Van Winke, Wiley and Company, New York, 1817, pages 129, 131 to 132, 135, and 141.
A. Constable and Co., Edinburgh, 1816. (First Edition)
Broderick and Ritter, 20 James Street New York, 1919 (Second American edition)
Duke & Browne, 9 Broad-Street New York, 1822 (Third American edition)
University of Hawaii Press, 1967.
www.googlebooks
Introduction.
Campbell reports the use of the surfboard only as a means of transport, and does not record wave riding.
Other excerpts note the the use of tootooee-nut paste as a preserving agent on canoe hulls, the avoidance of taboo restrictions, and the incompatability of tapa cloth and sea water.

Note that the page numbers vary considerably between the various editions, for example the reference to surfboards appears on page 141 in the quoted text (first American edition, 1817), on pages 145 to 146 in the 1916 Edinburgh edition (Dela Vega et. al., page 13), and on pages 143-144 in the second American edition.


Page 129

Instead of candles, the tootooee-nut is used, which, being of an oily nature, yields a considerable quantity of light.
It grows upon a small tree, and is about the size of a horse-chestnut.
When pulled, they are thrown into water, and thqse that sink are reckoned sound; they are then baked under ground, and their shells broken off, in which state they are kept till required.
When used as candles, they string twenty or thirty upon a slit of bamboo, each of which will burn five or six minutes; but they require constant trimming, and it is necessary to reverse the torch whenever a nut is consumed, that the one under it may catch fire.
It must, therefore, be held by a person whose business it is to keep it always in order.

This nut, when pressed, yields an oil well adapted for mixing with paint.
The black colour, by which their canoes are painted, is produced by burning the nuts after they are pressed, and by the cinders of the torches, which are carefully preserved for the purpose; these are reduced to powder, and mixed with oil.

Page 131

The women are subject to many restrictions from which the men are exempted.
They are not allowed to attend the morai upon taboo days, nor at these times are they permitted to go out in a canoe.
They are never permitted to eat with the men, except when at sea, and then not out of the same dish.
Articles of delicacy, such as pork, turtle, shark, cocoa-nuts, bananas or plantains, are also forbidden.
Dog's flesh and fish were the only kinds of animal food lawful for them to eat; but since the introduction of sheep and goats, which are not tabooed, the ladies have less reason to complain.
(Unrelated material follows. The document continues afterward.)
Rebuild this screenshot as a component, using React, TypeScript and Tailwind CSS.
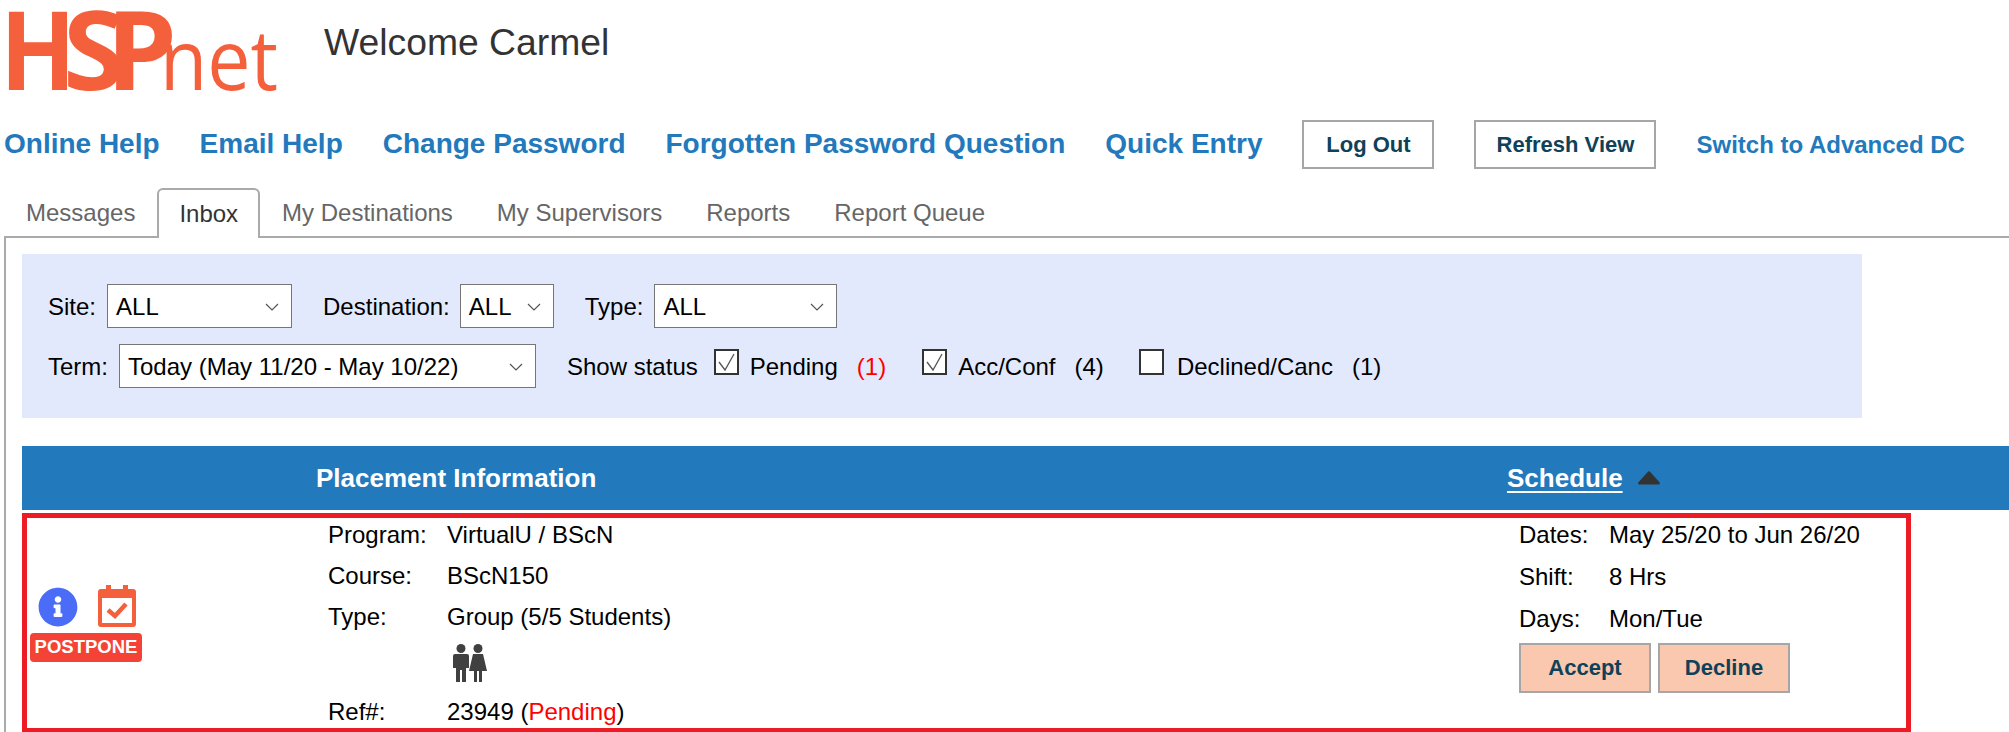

Notwithstanding the rigour with which these ceremonies are generally observed, the women very seldom scruple to break them, when it can be done in secret; they often swim off to ships at night during the taboo; and I have known them eat of the forbidden delicacies of pork and sharks' flesh.
What would be the consequence of a discovery I ...

Page 132

... know not; but I once saw the queen transgressing in this respect, and was strictly enjoined to secrecy, as she said it was as much as her life was worth.

Page 135

This cloth (tapa), from its texture, is, when wetted, extremely apt to get damaged, in which state it tears like moist paper; great care, therefore, is always taken to keep it dry, or to have it carefully dried when it is wetted.
When they swim off to ships, they hold their clothes out of the water in one hand, occasionally changing it as it becomes fatigued.

Page 141

From their earliest years, the natives spend much of their spare time in the water, and constant practice renders them so dexterous, that they seem as much at their ease in that element as on land; they often swim several miles off to ships, sometimes resting upon a plank shaped like an anchor stock, and paddling with their hands, but more frequently without any assistance whatever.

Although sharks are numerous in these seas, I never heard of any accident from them, which I attribute to the dexterity with which they avoid their attacks.


Campbell, Archibald:
A voyage round the world, from 1806 to 1812: in which Japan, Kamschatka, the Aleutian Islands, and the Sandwich Islands were visited; including a narrative of the author's shipwreck on the Island of Sannack, and his subsequent wreck in the ship's long-boat; with an account of the present state of the Sandwich Islands, and a vocabulary of their language.
Van Winke, Wiley and Company, New York, 1817.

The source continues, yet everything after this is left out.